Its the fall of 2012 and I’ve only been back from my epic India trip (where I taught English with an awesome crew to a few schools in Punjab) for a few weeks. I get an alert from YVR Deals about a fare sale to a few Asian countries for $600 RT from Seattle. Long story short, we miss the deal to Bangkok but my friend Mandeep and I snag a flight to Manila, Philippines for $850 all in flying with All Nippon Airways, one of the nicer airlines out there. Impromptu trip! This will be our first backpacking trip since we both graduated and have not found full time work. The goal of this trip is to stay within budget!
The month or so before our trip is spent researching destinations and buying all the supplies we need. Much of my backpacking know how came from researching for this trip and it just pumped me up as the weeks went by.

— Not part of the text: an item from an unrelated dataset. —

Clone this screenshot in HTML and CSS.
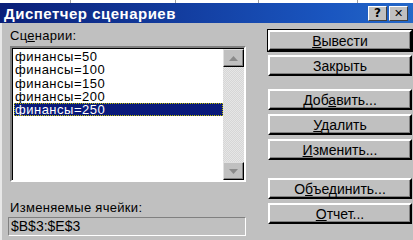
FILE: index.html
```html
<!DOCTYPE html>
<html lang="ru">
<head>
  <meta charset="UTF-8">
  <title>Диспетчер сценариев</title>
  <link rel="stylesheet" href="styles.css">
</head>
<body>
  <div class="sheet">
    <span class="col w70"></span><span class="col w105"></span><span class="col w83"></span><span class="col w99"></span><span class="col"></span>
  </div>

  <div class="dialog">
    <div class="titlebar">
      <span class="title">Диспетчер сценариев</span>
      <div class="caption-btns">
        <button class="cap">?</button>
        <button class="cap close">✕</button>
      </div>
    </div>

    <div class="content">
      <div class="left">
        <div class="label">Сц<u>е</u>нарии:</div>
        <div class="listbox">
          <ul class="items">
            <li>финансы=50</li>
            <li>финансы=100</li>
            <li>финансы=150</li>
            <li>финансы=200</li>
            <li class="selected">финансы=250</li>
          </ul>
          <div class="scrollbar">
            <div class="arrow">
              <svg width="9" height="5" viewBox="0 0 9 5"><path d="M4.5 0 L9 5 L0 5 Z" fill="#8a8a8a"/></svg>
            </div>
            <div class="track"></div>
            <div class="arrow">
              <svg width="9" height="5" viewBox="0 0 9 5"><path d="M0 0 L9 0 L4.5 5 Z" fill="#8a8a8a"/></svg>
            </div>
          </div>
        </div>
        <div class="label cells">Изменяемые ячейки:</div>
        <div class="field">$B$3:$E$3</div>
      </div>

      <div class="right">
        <button class="btn default"><u>В</u>ывести</button>
        <button class="btn">Закрыть</button>
        <button class="btn group">Доб<u>а</u>вить...</button>
        <button class="btn"><u>У</u>далить</button>
        <button class="btn"><u>И</u>зменить...</button>
        <button class="btn group">О<u>б</u>ъединить...</button>
        <button class="btn"><u>О</u>тчет...</button>
      </div>
    </div>
  </div>
</body>
</html>
```

FILE: styles.css
```css
body {
  margin: 0;
  width: 413px;
  height: 240px;
  overflow: hidden;
  background: #c0c0c0;
  font-family: 'Liberation Sans', Arial, sans-serif;
  font-size: 13px;
  color: #000;
}
.sheet {
  display: flex;
  height: 3px;
  background: #fff;
}
.sheet .col {
  border-right: 1px solid #a0a0a0;
}
.sheet .col:last-child {
  border-right: none;
  flex: 1;
}
.w70 { width: 70px; }
.w105 { width: 104px; }
.w83 { width: 82px; }
.w99 { width: 98px; }

.dialog {
  height: 237px;
  border-left: 2px solid #e8e8e8;
  box-sizing: border-box;
}
.titlebar {
  display: flex;
  align-items: center;
  justify-content: space-between;
  height: 20px;
  margin-left: -2px;
  padding: 0 4px 0 4px;
  background: linear-gradient(to right, #0a1f78, #1a56c0 80%, #2468c8);
}
.title {
  color: #fff;
  font-weight: bold;
  font-size: 15px;
  letter-spacing: 0.5px;
}
.caption-btns {
  display: flex;
  gap: 2px;
  margin-right: 1px;
}
.cap {
  width: 19px;
  height: 15px;
  padding: 0;
  background: #c0c0c0;
  border: 1px solid;
  border-color: #fff #404040 #404040 #fff;
  font-family: 'DejaVu Sans', sans-serif;
  font-weight: bold;
  font-size: 12px;
  line-height: 13px;
  color: #000;
}
.cap.close {
  font-size: 11px;
}

.content {
  display: flex;
  padding: 5px 0 0 6px;
}
.left {
  width: 238px;
}
.label {
  height: 14px;
  line-height: 14px;
  padding-left: 2px;
  margin-top: 1px;
  letter-spacing: 0.3px;
}
.listbox {
  display: flex;
  height: 136px;
  margin-top: 3px;
  margin-left: 2px;
  background: #fff;
  border: 2px solid;
  border-color: #808080 #fff #fff #808080;
  box-shadow: inset 1px 1px 0 #000;
  box-sizing: border-box;
}
.items {
  flex: 1;
  list-style: none;
  margin: 0;
  padding: 2px 0 0 2px;
}
.items li {
  height: 13.3px;
  line-height: 13.3px;
  padding-left: 1px;
  font-size: 13px;
  letter-spacing: 0.5px;
}
.items li.selected {
  background: #0a1a7a;
  color: #fff;
  outline: 1px dotted #c0c000;
  outline-offset: -1px;
}
.scrollbar {
  display: flex;
  flex-direction: column;
  width: 21px;
  margin: 1px 0 0 0;
}
.arrow {
  display: flex;
  align-items: center;
  justify-content: center;
  height: 18px;
  background: #c0c0c0;
  border: 1px solid;
  border-color: #e0e0e0 #000 #000 #e0e0e0;
  box-shadow: inset -1px -1px 0 #808080;
  box-sizing: border-box;
}
.track {
  flex: 1;
  background-color: #e0e0e0;
  background-image: repeating-conic-gradient(#d6d6d6 0 25%, #e6e6e6 0 50%);
  background-size: 2px 2px;
}
.label.cells {
  margin-top: 19px;
}
.field {
  height: 19px;
  line-height: 17px;
  margin-top: 2px;
  padding-left: 2px;
  font-size: 14px;
  border: 1px solid;
  border-color: #808080 #fff #fff #808080;
  box-sizing: border-box;
}

.right {
  display: flex;
  flex-direction: column;
  gap: 4px;
  margin-left: 22px;
  padding-top: 2px;
}
.btn {
  width: 144px;
  height: 21px;
  padding: 0;
  background: #c0c0c0;
  border: 2px solid;
  border-color: #fff #000 #000 #fff;
  box-shadow: inset -1px -1px 0 #808080;
  font-family: 'Liberation Sans', Arial, sans-serif;
  font-size: 14px;
  color: #000;
}
.btn.default {
  outline: 1px solid #000;
}
.btn.group {
  margin-top: 9px;
}
.right .btn.group:nth-child(6) {
  margin-top: 14px;
}
```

Its a rainy morning on November 1st, 2012 as my parents drive us down to the airport to catch our 11am flight. Typical Pacific Northwest weather: grey, rainy, wet and cold. We board onto one of their new Boeing 787’s ( yes the ones with the battery issues) and we are just amazed. The amenities on the plane are sleek, modern and clean. Windows and faucets are automated, toilets are self flushing and lavatories are not claustraphobic. They even have room for a full length mirror! The staff are very friendly and we knocked back a few beers before we pass out.
Fast forward 20 hours and we arrive at our very first hostel in Manila close to midnight. We drop off our bags and make our way to a street restaurant across the street. Fried whole tilapia and fried pork leg with soy. Delicious first taste of the Philippines. Our initial plan is to catch a morning bus to the north part of the island called Banaue, arriving in the early evening. Unfortunately, at around 2am, we find out that in order to do that, we have to catch a 4am bus. We essentially nap for an hour and leave to catch our bus. This was by far the most expensive hostel I’ve stayed at to date considering how much time we were actually there!
The bus ride is a brutal 9 hours long. We make a few stops where we pick up snacks like sweet cheese fritters and fried pork rinds (chicharones). But oh no, we’re not there yet. We arrive at the Bagabag junction (literally a busier intersection that breaks up the partially paved roads) and find our way to the first of 2 Jeepneys. Jeepneys are the Philippines’ answer to public transit. Its essentially a modified pickup truck that holds people (or whatever else) and runs specific routes. They’ll stop wherever you want on the route and you pay according to how long you’ve been riding. We ride into the town of Sagada and from there take our final jeepney up the mountain to Banaue.
Arriving at 5pm, we’re exhausted having transited so far and so shortly after a flight. We arrive at Uyami’s Guesthouse, built right on the cliffs and boasting amazing views of the rice terraces that Banaue is known for. Made an UNESCO Heritage Site in 1995, there are 2 main clusters of of rice terraces. One in Bagaan, where we were, and one in Batad. The sun set pretty much after we showered but you could feel the difference the environment here was from Manila. Dry, cool air that felt much cleaner to breath was a good reminder of home.
The food at the guesthouse was modest. Usually a portion of protein and a small mound of rice on the side. The highlight was the San Miguel beer that cost under $2CAD. We wanted to explore more but Banaue is a small town with few street lights so we couldn’t see much of anything anyways. Tomorrow was going to be a long day of hiking, which worked for us since the brutal transit pretty much knocked us out at 8pm!
- Many SE Asian countries integrate charter buses into their public transit system, mostly because most people can’t afford to fly to their village or their hometown doesn’t have an airport. Check the bus schedule if there is one available, or show up at the bus terminal and ask the office which bus to take to get to where you want to go. Ask your hostel, they are a great resource.
- The transit i described above is definitely brutal. I don’t recommend it at all. We did it because we were on a short time limit so we had to get there the hard way. If you have the time, check out Ohayami, which does direct trip non-stop to Banaue and back. Only one bus a day though.
- If you do end up making the arduous journey by public bus, tell them (repeatedly after 7 hours in case they forget) you want to get off at the Bagabag junction. Once there, look for a group of jeepneys (usually red) and ask for one that goes to Sagada (about 1 hour). Once in Sagada, ask around for a jeepney to Banaue (around 1 hour as well).
- The Bagaan rice terraces are a larger series of terraces with a number of viewpoints that can be accessed with a local tuktuk. The drivers hang around the main transportation hub but your hostel can arrange for a pickup. The viewpoints should take an hour or 2. The view is quite stunning. The most green you’ll see for a while.
- When traveling in SEA, beer is king. Its bottled and they open it for you in front of you or you open it yourself. There is low risk of contamination and thus getting sick. If you do order a drink with ice, make sure the ice is made with an ice machine (usually they’ll be uniformly shaped and may have a hole in the middle), which usually filters the water before freezing.